#42 — Starting vs Continuing
This week I started a fun new project called Peer Signal. It won’t take up space here, but I’d appreciate your help sharing if you think it’s interesting. 🙏
This led me to reflect on the challenge of starting vs the challenge of continuing.
For context, I’d like to co-found another SaaS startup in the not-too-distant future. Not exactly sure what, when, or how. But, I know that it takes both starting and continuing.
In my mind, starting is like putting your gym clothes on and doing the first set in a new routine. That’s a real hurdle. Continuing is completing the routine every damn day. That takes even more gumption.
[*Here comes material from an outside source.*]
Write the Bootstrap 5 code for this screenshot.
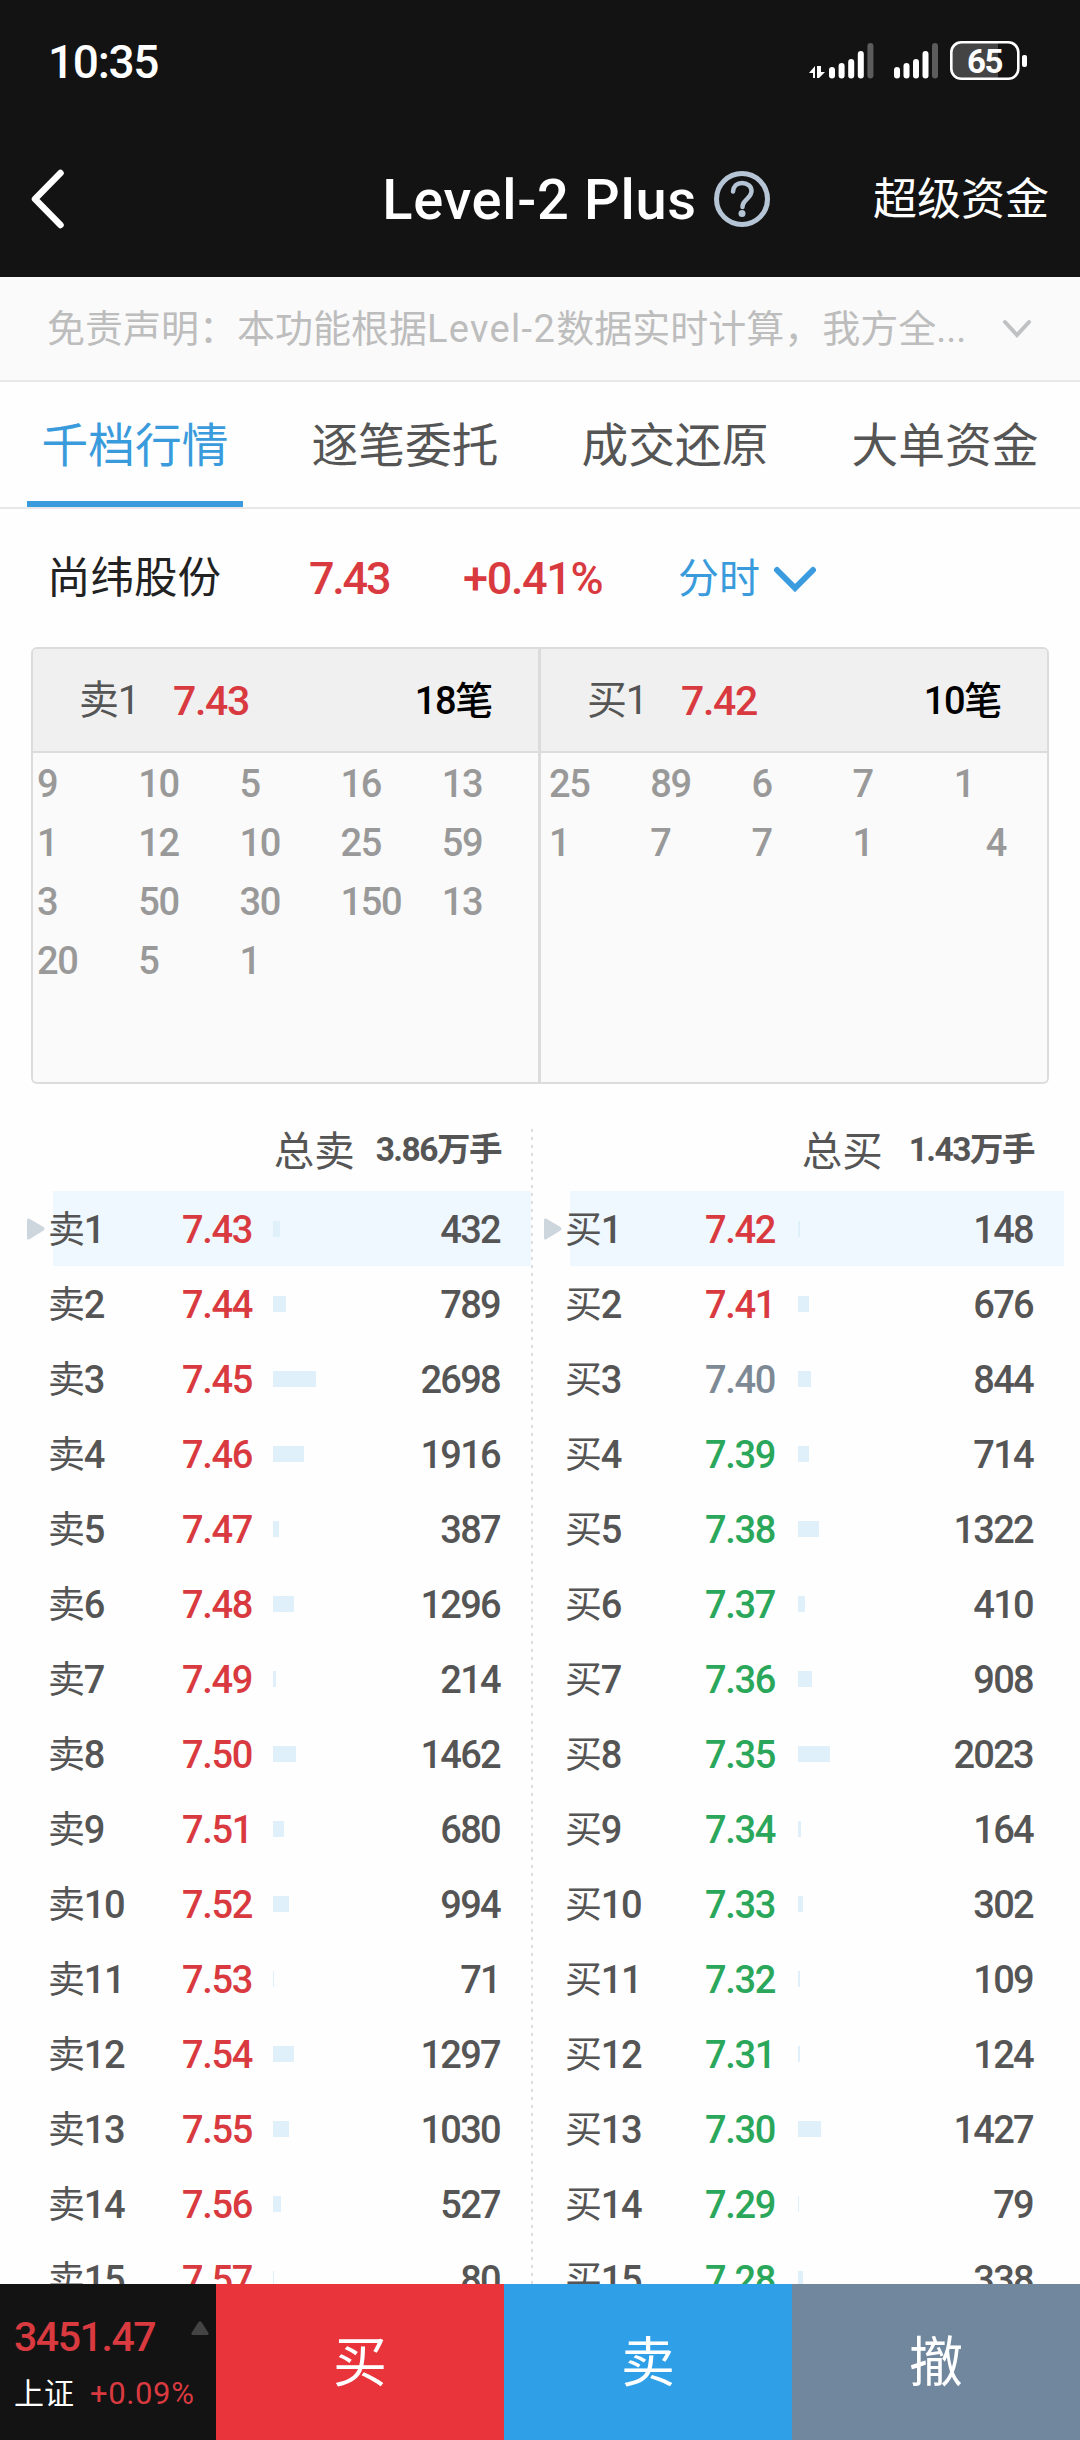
<!DOCTYPE html>
<html lang="zh-CN">
<head>
<meta charset="utf-8">
<meta name="viewport" content="width=device-width, initial-scale=1">
<title>Level-2 Plus</title>
<link href="https://cdn.jsdelivr.net/npm/bootstrap@5.3.0/dist/css/bootstrap.min.css" rel="stylesheet">
<style>
body{width:1080px;height:2440px;overflow:hidden;background:#fefefe;color:#555;font-family:Roboto,"Noto Sans CJK SC",sans-serif;font-size:38px;line-height:1;letter-spacing:-.035em}
.cjk{letter-spacing:0}
.up{color:#d93a40}.down{color:#2aa75a}.flat{color:#7d8a96}
.num{font-weight:500}
.topbar{height:277px;background:#131313;color:#fff}
.status{height:122px;padding:0 52px 0 48px}
.clock{font-size:46px;font-weight:500;padding-top:2px}
.titlebar{height:155px;padding:0 31px 1px 31px}
.side{width:200px}
.heading{margin-left:73px}
.title{font-size:56px;font-weight:500;letter-spacing:.012em;padding-top:3px;line-height:1.1}
.super{font-size:44px;letter-spacing:0;padding-top:2px}
.notice{height:105px;background:#fafafa;border-bottom:2px solid #e8e8e8;color:#bdbdbd;padding:0 48px 0 47px}
.notice span{font-size:38px;letter-spacing:0}
.notice .lat{letter-spacing:.035em}
.tabs{height:127px;border-bottom:2px solid #e8e8e8}
.tabs .nav-link{font-size:46.7px;letter-spacing:0;color:#555;border-radius:0;padding:10px 0 0;margin:0 27px;width:216px;border-bottom:6px solid transparent;height:125px;display:flex;align-items:center;justify-content:center;white-space:nowrap}
.tabs .nav-link.active{color:#3a9bdc;border-bottom-color:#3a9bdc}
.stock{height:138px;padding:2px 0 0 47px}
.stock .name{font-size:43.5px;width:262px;color:#222}
.stock .last{font-size:45px;width:154px;letter-spacing:-.05em}
.stock .pct{font-size:45px;width:215px}
.stock .num{padding-bottom:2px}
.stock .period{font-size:41px;color:#3a9bdc;width:95px}
.queue{margin:0 31px;height:437px;border:2px solid #dcdcdc;border-radius:6px;background:#fafafa;overflow:hidden}
.queue .half{flex:0 0 505px;min-width:0}
.queue .half+.half{flex:1;border-left:3px solid #dcdcdc}
.half-head{height:104px;background:#f0f0f0;border-bottom:2px solid #dcdcdc;padding:2px 46px 0 46px}
.half-head .lbl{font-size:40px;width:94px}
.half-head .px{font-size:41px}
.half-head .cnt{font-size:38px;color:#000}
.lots{display:grid;grid-template-columns:repeat(4,101.2px) 1fr;grid-auto-rows:59px;padding:1px 0 0 4px;color:#999;letter-spacing:-.035em}
.lots>span{display:flex;align-items:center;font-weight:500}
.book{height:1200px;overflow:hidden}
.book-wrap{padding-top:45px}
.ask{width:531px}
.bid{width:529px;margin-left:2px}
.sep{width:2px;background:repeating-linear-gradient(#ddd 0 3px,transparent 3px 8px)}
.sum{height:62px;padding-bottom:16px}
.sum .t{font-size:40.5px}
.sum .v{font-size:33.5px;font-weight:700;padding-bottom:5px;letter-spacing:-.045em}
.ask .sum{padding-right:30px}.bid .sum{padding-right:30px}
.ask .sum .v{margin-left:21px}.bid .sum .v{margin-left:26px}
.lvl{height:75px;display:flex;align-items:center;padding-top:1px!important}
.ask .lvl{padding:0 31px 0 27px}
.bid .lvl{padding:0 31px 0 9px}
.ask .lvl.on{background:linear-gradient(90deg,transparent 53px,#f0f8ff 53px)}
.bid .lvl.on{background:linear-gradient(90deg,transparent 35px,#f0f8ff 35px)}
.arr{width:21px;flex:none;display:flex}
.lvl .lab{width:134px;flex:none}
.bid .lvl .lab{width:140px}
.lvl .lab b{font-weight:400;font-size:37px}
.lvl .p,.lvl .q,.lvl .lab{padding-top:1px}
.lvl .p{width:91px;flex:none}
.bid .lvl .p{width:93px}
.meter{height:16px;background:#e0f0fb}
.lvl .q{margin-left:auto;letter-spacing:-.045em}
.footbar{height:156px}
.index{width:216px;background:#131313;padding:33px 7px 0 14px}
.index .val{font-size:41px;letter-spacing:-.035em;font-weight:500}
.index .sh{font-size:30px;color:#fff}
.index .chg{font-size:31px;letter-spacing:.02em}
.act{flex:1;border-radius:0;border:0;color:#fff;font-size:54px;font-weight:400;letter-spacing:0;padding:2px 0 0}
.buy{background:#e9343b}.sell{background:#2f9fe8}.cancel{background:#70879e}
</style>
</head>
<body>
<div class="d-flex flex-column h-100">
<header class="topbar flex-shrink-0">
  <div class="status d-flex align-items-center justify-content-between">
    <span class="clock">10:35</span>
    <svg width="219" height="40" viewBox="810 41 219 40" fill="#fff">
      <path d="M810 73l6-7v12h-2v-5zM818 66h2v12h-2zM820 66h2v6h4l-6 6z"/>
      <g><rect x="830" y="67" width="6" height="11.500" rx="3"/><rect x="839.600" y="63" width="6" height="15.500" rx="3"/><rect x="849.200" y="59" width="6" height="19.500" rx="3"/><rect x="858.800" y="51" width="6" height="27.500" rx="3"/><rect x="868.400" y="43" width="6" height="35.500" rx="3" fill="#5c5c5c"/></g>
      <g><rect x="895" y="67" width="6" height="11.500" rx="3"/><rect x="904.500" y="63" width="6" height="15.500" rx="3"/><rect x="914" y="59" width="6" height="19.500" rx="3"/><rect x="923.500" y="51" width="6" height="27.500" rx="3"/><rect x="933" y="43" width="6" height="35.500" rx="3" fill="#5c5c5c"/></g>
      <path d="M962 43h37v35h-37q-9 0-9-9V52q0-9 9-9z" fill="#444"/>
      <rect x="952.300" y="42.300" width="67" height="36.500" rx="10" fill="none" stroke="#fff" stroke-width="2.600"/>
      <rect x="1023" y="55" width="5" height="12" rx="2"/>
      <text x="985.500" y="73" font-size="33" font-weight="700" text-anchor="middle">65</text>
    </svg>
  </div>
  <div class="titlebar d-flex align-items-center justify-content-between">
    <div class="side"><svg class="d-block" width="34" height="60" viewBox="0 0 34 60" fill="none" stroke="#fff" stroke-width="6.500" stroke-linecap="round" stroke-linejoin="round"><path d="M29.500 4L4 30l25.500 26"/></svg></div>
    <div class="heading d-flex align-items-center">
      <span class="title text-nowrap">Level-2 Plus</span>
      <svg class="ms-3" width="58" height="58" viewBox="0 0 58 58" fill="none" stroke="#b6c5d5"><circle cx="29" cy="29" r="25.500" stroke-width="5"/><path d="M20 21.500c.5-5.500 4-8.500 9-8.500 5.500 0 9.500 3.500 9.500 8 0 3.500-2 5.500-4.500 8-3 3-4.500 4.500-4.500 8" stroke-width="4.500" stroke-linecap="round"/><circle cx="29" cy="43.500" r="3.500" fill="#b6c5d5" stroke="none"/></svg>
    </div>
    <span class="side super text-end text-nowrap">超级资金</span>
  </div>
</header>
<div class="notice d-flex align-items-center justify-content-between flex-shrink-0">
  <span class="text-nowrap">免责声明：本功能根据<span class="lat">Level-2</span>数据实时计算，我方全...</span>
  <svg width="30" height="20" viewBox="0 0 30 20" fill="none" stroke="#bfc1c3" stroke-width="4" stroke-linecap="round"><path d="M3 3l12 13L27 3"/></svg>
</div>
<nav class="tabs nav flex-nowrap flex-shrink-0">
  <a class="nav-link active">千档行情</a><a class="nav-link">逐笔委托</a><a class="nav-link">成交还原</a><a class="nav-link">大单资金</a>
</nav>
<div class="stock d-flex align-items-center flex-shrink-0">
  <span class="name cjk">尚纬股份</span><span class="last num up">7.43</span><span class="pct num up">+0.41%</span><span class="period cjk">分时</span>
  <svg width="44" height="28" viewBox="0 0 44 28" fill="none" stroke="#3a9bdf" stroke-width="6" stroke-linecap="round"><path d="M4 5l18 18L40 5"/></svg>
</div>
<section class="queue d-flex flex-shrink-0">
  <div class="half">
    <div class="half-head d-flex align-items-center"><span class="lbl">卖1</span><span class="px num up">7.43</span><span class="cnt num ms-auto">18笔</span></div>
    <div class="lots"><span>9</span><span>10</span><span>5</span><span>16</span><span>13</span><span>1</span><span>12</span><span>10</span><span>25</span><span>59</span><span>3</span><span>50</span><span>30</span><span>150</span><span>13</span><span>20</span><span>5</span><span>1</span></div>
  </div>
  <div class="half">
    <div class="half-head d-flex align-items-center"><span class="lbl">买1</span><span class="px num up">7.42</span><span class="cnt num ms-auto">10笔</span></div>
    <div class="lots ps-2"><span>25</span><span>89</span><span>6</span><span>7</span><span>1</span><span>1</span><span>7</span><span>7</span><span>1</span><span class="ps-4 ms-2">4</span></div>
  </div>
</section>
<main class="book book-wrap d-flex">
  <div class="ask"><div class="sum d-flex align-items-center justify-content-end"><span class="t cjk">总卖</span><span class="v">3.86万手</span></div><div id="asks"></div></div>
  <div class="sep"></div>
  <div class="bid"><div class="sum d-flex align-items-center justify-content-end"><span class="t cjk">总买</span><span class="v">1.43万手</span></div><div id="bids"></div></div>
</main>
<footer class="footbar d-flex flex-shrink-0">
  <div class="index">
    <div class="d-flex justify-content-between"><span class="val up">3451.47</span><svg width="18" height="14" viewBox="0 0 18 14" fill="#444" class="mt-1"><path d="M7.500 1q1.500-1.500 3 0l7 11q.5 2-1.500 2H2q-2 0-1.500-2z"/></svg></div>
    <div class="d-flex align-items-center pt-3 mt-1"><span class="sh cjk">上证</span><span class="chg up ms-3">+0.09%</span></div>
  </div>
  <button class="btn act buy">买</button><button class="btn act sell">卖</button><button class="btn act cancel">撤</button>
</footer>
</div>
<script src="https://cdn.jsdelivr.net/npm/bootstrap@5.3.0/dist/js/bootstrap.bundle.min.js"></script>
<script>
const arrow='<svg width="18" height="22" viewBox="0 0 18 22" fill="#cdd5dd"><path d="M0 2q0-2 2-1.500l14.500 8.500q2 2 0 3.500L2 21.500q-2 .5-2-1.500z"/></svg>';
const PREV_CLOSE=740;
function fill(id,name,start,step,vols){
  document.getElementById(id).innerHTML=vols.map((v,i)=>{
    const c=start+step*i, cls=c>PREV_CLOSE?'up':c<PREV_CLOSE?'down':'flat';
    return `<div class="lvl${i?'':' on'}"><span class="arr">${i?'':arrow}</span><span class="lab num"><b>${name}</b>${i+1}</span><span class="p num ${cls}">${(c/100).toFixed(2)}</span><span class="meter" style="width:${Math.max(1,v*.0159).toFixed(1)}px"></span><span class="q num">${v}</span></div>`;
  }).join('');
}
fill('asks','卖',743,1,[432,789,2698,1916,387,1296,214,1462,680,994,71,1297,1030,527,80]);
fill('bids','买',742,-1,[148,676,844,714,1322,410,908,2023,164,302,109,124,1427,79,338]);
</script>
</body>
</html>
Here’s my half-baked learning on each…
On Starting
What I’ve learned about starting — it gets 100x easier if I don’t get too scared about embarrassment. When playing a bad round of golf, my grandpa would tell me that “nobody else really cares about your score, so just find it and hit it again.” And Scott Adam’s book really nailed this point for me:
“A lack of fear of embarrassment is what allows one to be proactive. It’s what makes a person take on challenges that others write off as too risky. It’s what makes you take the first step before you know what the second step is.”
For example, do you remember that terrible video series I started in 2017? Of course not! It was garbage. But since nobody actually cared, the perceived risk of embarrassment wasn’t even real.
On Continuing
What I’ve learned about continuing — there is always a dip. Doesn’t matter if it’s a product, app, podcast, or parenting strategy. Dip happens. I became aware of this idea from Seth Godin’s little book appropriately named The Dip and then couldn’t unsee the pattern. He says:
“The Dip is the long stretch between beginner’s luck and real accomplishment.”
He shows that almost every investment of effort takes this shape:
I don’t think it’s a coincidence that you can overlay this curve on Geoffrey Moore’s crossing the chasm, Gartner’s hype cycle, and probably a ton of other frameworks.
What have you found helps start and/or continue?